▶ Required work
Find each line with the word "this" and say how many there are, nothing else.

▶ Information given
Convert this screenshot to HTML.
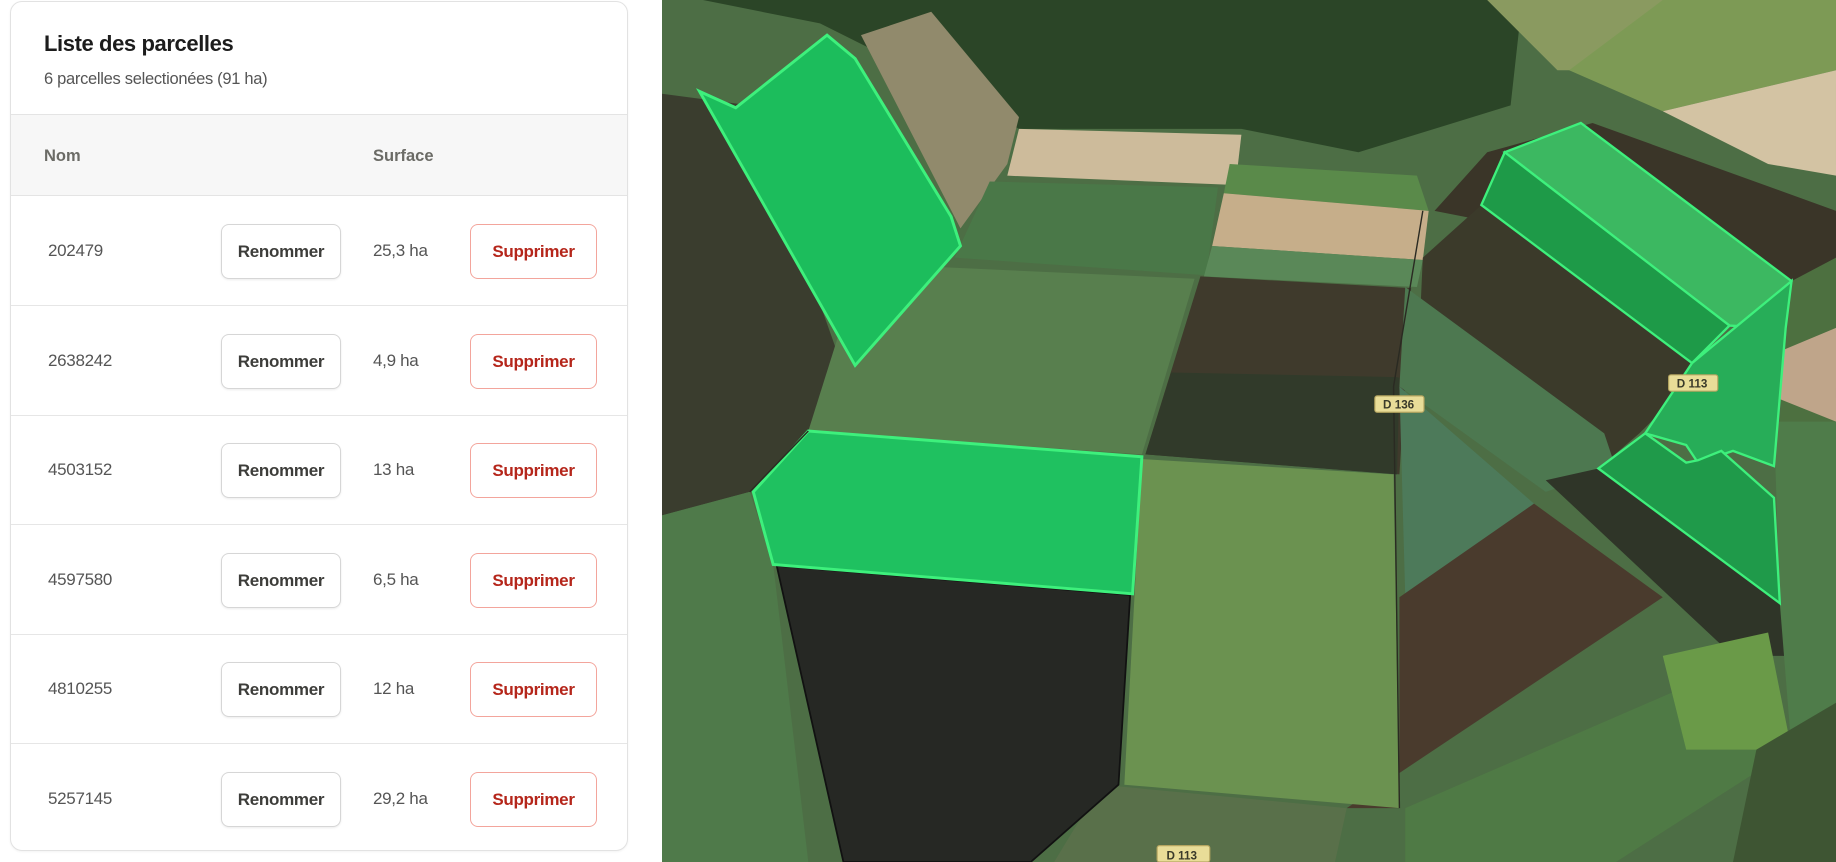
<!DOCTYPE html>
<html><head><meta charset="utf-8"><style>
*{margin:0;padding:0;box-sizing:border-box}
body{width:1836px;height:862px;overflow:hidden;background:#fff;font-family:"Liberation Sans",sans-serif;position:relative}
.card{position:absolute;left:10px;top:1px;width:618px;height:850px;border:1px solid #e2e2e2;border-radius:12px;background:#fff;overflow:hidden;box-shadow:0 1px 2px rgba(0,0,0,.05)}
.title{position:absolute;left:33px;top:29px;font-size:22px;font-weight:bold;color:#1c1c1c;letter-spacing:-0.4px}
.sub{position:absolute;left:33px;top:68px;font-size:16.5px;color:#555;letter-spacing:-0.3px}
.head{position:absolute;left:0;top:112px;width:100%;height:82px;background:#f7f7f7;border-top:1px solid #e4e4e4;border-bottom:1px solid #e4e4e4}
.head span{position:absolute;top:32px;font-size:16.5px;font-weight:bold;color:#6b6b66}
.row{position:absolute;left:0;width:100%;height:110px;border-bottom:1px solid #e6e6e6}
.row .n{position:absolute;left:37px;top:45px;font-size:17px;color:#555;letter-spacing:-0.3px}
.row .s{position:absolute;left:362px;top:45px;font-size:17px;color:#555;letter-spacing:-0.3px}
.btn{position:absolute;top:28px;height:55px;border-radius:8px;font-size:17px;font-weight:bold;display:flex;align-items:center;justify-content:center;background:#fff;letter-spacing:-0.3px}
.r{left:210px;width:120px;border:1px solid #d6d6d6;color:#3d3d3a;box-shadow:0 1px 2px rgba(0,0,0,.08)}
.d{left:459px;width:127px;border:1px solid #f3a59c;color:#b5261b}
svg{position:absolute;left:662px;top:0}
</style></head><body>
<div class="card">
<div class="title">Liste des parcelles</div>
<div class="sub">6 parcelles selectionées (91 ha)</div>
<div class="head"><span style="left:33px">Nom</span><span style="left:362px">Surface</span></div>
<div class="row" style="top:194px"><span class="n">202479</span><div class="btn r">Renommer</div><span class="s">25,3 ha</span><div class="btn d">Supprimer</div></div>
<div class="row" style="top:304px"><span class="n">2638242</span><div class="btn r">Renommer</div><span class="s">4,9 ha</span><div class="btn d">Supprimer</div></div>
<div class="row" style="top:413px"><span class="n">4503152</span><div class="btn r">Renommer</div><span class="s">13 ha</span><div class="btn d">Supprimer</div></div>
<div class="row" style="top:523px"><span class="n">4597580</span><div class="btn r">Renommer</div><span class="s">6,5 ha</span><div class="btn d">Supprimer</div></div>
<div class="row" style="top:632px"><span class="n">4810255</span><div class="btn r">Renommer</div><span class="s">12 ha</span><div class="btn d">Supprimer</div></div>
<div class="row" style="top:742px;border-bottom:none"><span class="n">5257145</span><div class="btn r">Renommer</div><span class="s">29,2 ha</span><div class="btn d">Supprimer</div></div>
</div>
<svg width="1174" height="862" viewBox="565 0 1003 736" preserveAspectRatio="none">
<rect x="565" y="0" width="1003" height="736" fill="#4d6e45"/>
<polygon points="565,0 1300,0 1290,90 1160,130 1060,110 870,110 780,60 700,20 600,0" fill="#2b4527"/>
<polygon points="1270,0 1420,0 1420,60 1330,60" fill="#8a9a60"/>
<polygon points="1420,0 1568,0 1568,60 1420,95 1340,60" fill="#7d9a55"/>
<polygon points="1420,95 1568,60 1568,150 1510,140" fill="#d3c3a3"/>
<polygon points="565,80 640,90 725,330 690,368 640,420 565,440" fill="#3a3d2e"/>
<polygon points="565,440 640,420 660,482 690,736 565,736" fill="#4f7a4a"/>
<polygon points="735,30 795,10 870,100 860,140 820,195" fill="#918a6c"/>
<polygon points="870,110 1060,115 1055,158 860,150" fill="#cdbb9b"/>
<polygon points="845,155 1040,160 1030,235 815,220" fill="#4a7848"/>
<polygon points="1050,140 1210,150 1220,180 1045,165" fill="#5a8a4a"/>
<polygon points="1045,165 1220,180 1215,222 1035,210" fill="#c6ae8a"/>
<polygon points="1035,210 1215,222 1210,245 1028,236" fill="#5a8858"/>
<polygon points="735,225 1020,238 975,388 690,368" fill="#587f4e"/>
<polygon points="1025,236 1205,246 1195,405 978,388" fill="#3f3a2c"/>
<polygon points="1000,318 1195,322 1193,405 978,388" fill="#313a2a"/>
<polygon points="1225,180 1270,130 1360,105 1568,180 1568,250 1530,240" fill="#3a3528"/>
<polygon points="1215,220 1265,175 1470,300 1400,370 1365,400 1320,410 1210,330" fill="#3b3a2a"/>
<polygon points="1200,245 1370,370 1380,400 1320,420 1195,330" fill="#4d7850"/>
<polygon points="1195,330 1310,430 1200,510" fill="#4d7a5a"/>
<polygon points="1320,410 1365,400 1520,515 1530,560 1480,560" fill="#2f3528"/>
<polygon points="1195,510 1310,430 1420,510 1150,690 1195,690" fill="#4a3b2d"/>
<polygon points="1200,690 1500,560 1530,640 1380,736 1200,736" fill="#4f7a45"/>
<polygon points="1530,240 1568,220 1568,360 1520,360" fill="#4d7040"/>
<polygon points="1520,300 1568,280 1568,360 1518,340" fill="#bfa58a"/>
<polygon points="1515,360 1568,360 1568,640 1530,640 1520,515" fill="#4f7c4a"/>
<polygon points="1420,560 1510,540 1530,640 1440,640" fill="#6a9a48"/>
<polygon points="1500,640 1568,600 1568,736 1480,736" fill="#3e5533"/>
<polygon points="975,392 1190,405 1195,690 960,670" fill="#6b9250"/>
<polygon points="940,670 1150,690 1140,736 900,736" fill="#59704a"/>
<polygon points="663,483 965,508 955,670 880,736 720,736" fill="#262824" stroke="#111" stroke-width="1.5"/>
<polygon points="597,78 628,92 706,30 730,50 812,185 820,210 730,312" fill="#1cbd5c" stroke="#3ef07c" stroke-width="2.5"/>
<polygon points="643,420 690,368 975,390 967,507 660,482" fill="#1fc160" stroke="#3ef07c" stroke-width="2.5"/>
<polygon points="1285,130 1350,105 1530,240 1510,280 1477,278" fill="#3cb861" stroke="#3ef07c" stroke-width="2"/>
<polygon points="1285,130 1477,278 1445,310 1265,175" fill="#1e9a48" stroke="#3ef07c" stroke-width="2"/>
<polygon points="1445,310 1530,240 1525,280 1515,398 1480,385 1450,395 1440,380 1405,370" fill="#27ad58" stroke="#3ef07c" stroke-width="2"/>
<polygon points="1365,400 1405,370 1440,395 1450,393 1470,385 1515,425 1520,515" fill="#1f9a4a" stroke="#3ef07c" stroke-width="2"/>
<g fill="none" stroke="#2a2a22" stroke-width="1.2">
<path d="M1215,180 L1190,330 L1195,690"/><path d="M690,368 L640,420"/>
</g>
<g font-family="Liberation Sans,sans-serif" font-size="10" font-weight="bold" fill="#3a3a2a">
<rect x="1174" y="338" width="42" height="14" rx="2" fill="#e9dd98" stroke="#b5a560"/><text x="1181" y="349">D 136</text>
<rect x="1425" y="320" width="42" height="14" rx="2" fill="#e9dd98" stroke="#b5a560"/><text x="1432" y="331">D 113</text>
<rect x="988" y="722" width="45" height="14" rx="2" fill="#e9dd98" stroke="#b5a560"/><text x="996" y="734">D 113</text>
</g>
</svg>
</body></html>
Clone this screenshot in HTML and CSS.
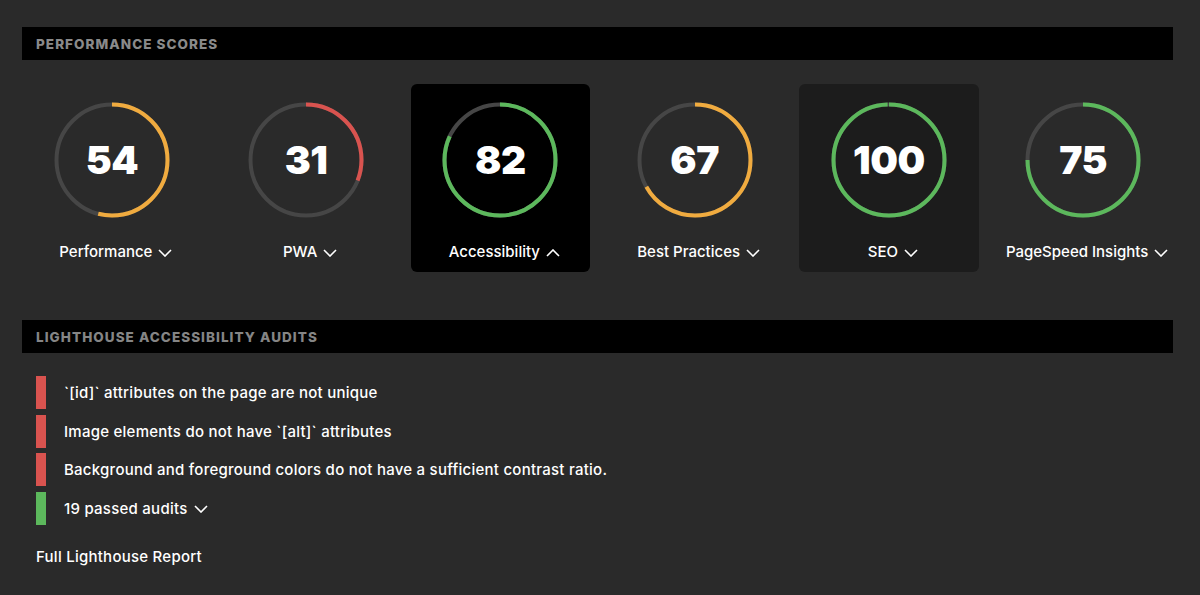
FILE: index.html
```html
<!DOCTYPE html>
<html lang="en">
<head>
<meta charset="utf-8">
<title>Performance Scores</title>
<link rel="stylesheet" href="styles.css">
</head>
<body>
<main class="page">
  <h2 class="section-head">Performance Scores</h2>
  <div class="scores">
    <div class="card">
      <svg class="gauge" viewBox="0 0 116 116" width="116" height="116">
        <circle class="track" cx="58" cy="58" r="55.5"/>
        <circle class="arc orange" cx="58" cy="58" r="55.5" pathLength="100" stroke-dasharray="54 100"/>
      </svg>
      <div class="score">54</div>
      <div class="label">Performance <svg class="chev" viewBox="0 0 14 8" width="14" height="8"><polyline points="1,1 7,7 13,1"/></svg></div>
    </div>
    <div class="card">
      <svg class="gauge" viewBox="0 0 116 116" width="116" height="116">
        <circle class="track" cx="58" cy="58" r="55.5"/>
        <circle class="arc red" cx="58" cy="58" r="55.5" pathLength="100" stroke-dasharray="31 100"/>
      </svg>
      <div class="score">31</div>
      <div class="label">PWA <svg class="chev" viewBox="0 0 14 8" width="14" height="8"><polyline points="1,1 7,7 13,1"/></svg></div>
    </div>
    <div class="card active">
      <svg class="gauge" viewBox="0 0 116 116" width="116" height="116">
        <circle class="track" cx="58" cy="58" r="55.5"/>
        <circle class="arc green" cx="58" cy="58" r="55.5" pathLength="100" stroke-dasharray="82 100"/>
      </svg>
      <div class="score">82</div>
      <div class="label">Accessibility <svg class="chev" viewBox="0 0 14 8" width="14" height="8"><polyline points="1,7 7,1 13,7"/></svg></div>
    </div>
    <div class="card">
      <svg class="gauge" viewBox="0 0 116 116" width="116" height="116">
        <circle class="track" cx="58" cy="58" r="55.5"/>
        <circle class="arc orange" cx="58" cy="58" r="55.5" pathLength="100" stroke-dasharray="67 100"/>
      </svg>
      <div class="score">67</div>
      <div class="label">Best Practices <svg class="chev" viewBox="0 0 14 8" width="14" height="8"><polyline points="1,1 7,7 13,1"/></svg></div>
    </div>
    <div class="card hover">
      <svg class="gauge" viewBox="0 0 116 116" width="116" height="116">
        <circle class="track" cx="58" cy="58" r="55.5"/>
        <circle class="arc green" cx="58" cy="58" r="55.5" pathLength="100" stroke-dasharray="99.6 100"/>
      </svg>
      <div class="score">100</div>
      <div class="label">SEO <svg class="chev" viewBox="0 0 14 8" width="14" height="8"><polyline points="1,1 7,7 13,1"/></svg></div>
    </div>
    <div class="card">
      <svg class="gauge" viewBox="0 0 116 116" width="116" height="116">
        <circle class="track" cx="58" cy="58" r="55.5"/>
        <circle class="arc green" cx="58" cy="58" r="55.5" pathLength="100" stroke-dasharray="75 100"/>
      </svg>
      <div class="score">75</div>
      <div class="label">PageSpeed Insights <svg class="chev" viewBox="0 0 14 8" width="14" height="8"><polyline points="1,1 7,7 13,1"/></svg></div>
    </div>
  </div>

  <h2 class="section-head second">Lighthouse Accessibility Audits</h2>
  <ul class="audits">
    <li class="audit fail"><span class="bar"></span>`[id]` attributes on the page are not unique</li>
    <li class="audit fail"><span class="bar"></span>Image elements do not have `[alt]` attributes</li>
    <li class="audit fail"><span class="bar"></span>Background and foreground colors do not have a sufficient contrast ratio.</li>
    <li class="audit pass"><span class="bar"></span>19 passed audits <svg class="chev" viewBox="0 0 14 8" width="14" height="8"><polyline points="1,1 7,7 13,1"/></svg></li>
  </ul>
  <a class="report" href="#">Full Lighthouse Report</a>
</main>
</body>
</html>
```

FILE: styles.css
```css
* { box-sizing: border-box; }
html, body {
  margin: 0;
  padding: 0;
  background: #2a2a2a;
}
body {
  font-family: Inter, "Noto Sans", sans-serif;
  color: #fff;
}
.page {
  width: 1151px;
  margin-left: 22px;
  padding-top: 27px;
}
.section-head {
  margin: 0;
  height: 33px;
  background: #000;
  display: flex;
  align-items: center;
  padding-left: 14px;
  font-size: 13.5px;
  font-weight: 800;
  letter-spacing: 1.05px;
  text-transform: uppercase;
  color: #8a8a8a;
}
.section-head.second {
  margin-top: 48px;
  color: #858585;
}
.scores {
  display: flex;
  gap: 14.5px;
  margin-top: 24px;
}
.card {
  position: relative;
  width: 180px;
  height: 188px;
  border-radius: 6px;
  display: flex;
  flex-direction: column;
  align-items: center;
  padding-top: 18px;
}
.card.active { background: #000; }
.card.hover { background: #1c1c1c; }
.gauge {
  display: block;
  transform: rotate(-90deg);
}
.gauge circle {
  fill: none;
  stroke-width: 4;
}
.track { stroke: #464646; }
.arc.orange { stroke: #f0ab3f; }
.arc.red { stroke: #d9534f; }
.arc.green { stroke: #5cb85c; }
.score {
  position: absolute;
  top: 17px;
  left: 0;
  right: 0;
  height: 116px;
  display: flex;
  align-items: center;
  justify-content: center;
  font-size: 39px;
  font-weight: 900;
  letter-spacing: -0.5px;
  color: #fff;
}
.label {
  margin-top: 24px;
  padding-left: 8px;
  font-size: 15px;
  font-weight: 500;
  line-height: 20px;
  display: flex;
  align-items: center;
  gap: 6px;
  white-space: nowrap;
}
.chev {
  display: block;
  fill: none;
  stroke: #fff;
  stroke-width: 1.6;
  margin-top: 2px;
}
.audits {
  list-style: none;
  margin: 23px 0 0 14px;
  padding: 0;
  display: flex;
  flex-direction: column;
  gap: 5.5px;
}
.audit {
  display: flex;
  align-items: center;
  height: 33px;
  font-size: 15px;
  font-weight: 500;
  letter-spacing: 0.25px;
  gap: 18px;
}
.audit .chev { margin-left: -12px; }
.bar {
  width: 10px;
  height: 33px;
  flex: none;
}
.fail .bar { background: #d9534f; }
.pass .bar { background: #5cb85c; }
.report {
  display: block;
  margin: 22px 0 0 14px;
  line-height: 20px;
  font-size: 15px;
  font-weight: 500;
  letter-spacing: 0.25px;
  color: #fff;
  text-decoration: none;
}
```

▶ Answer in full
2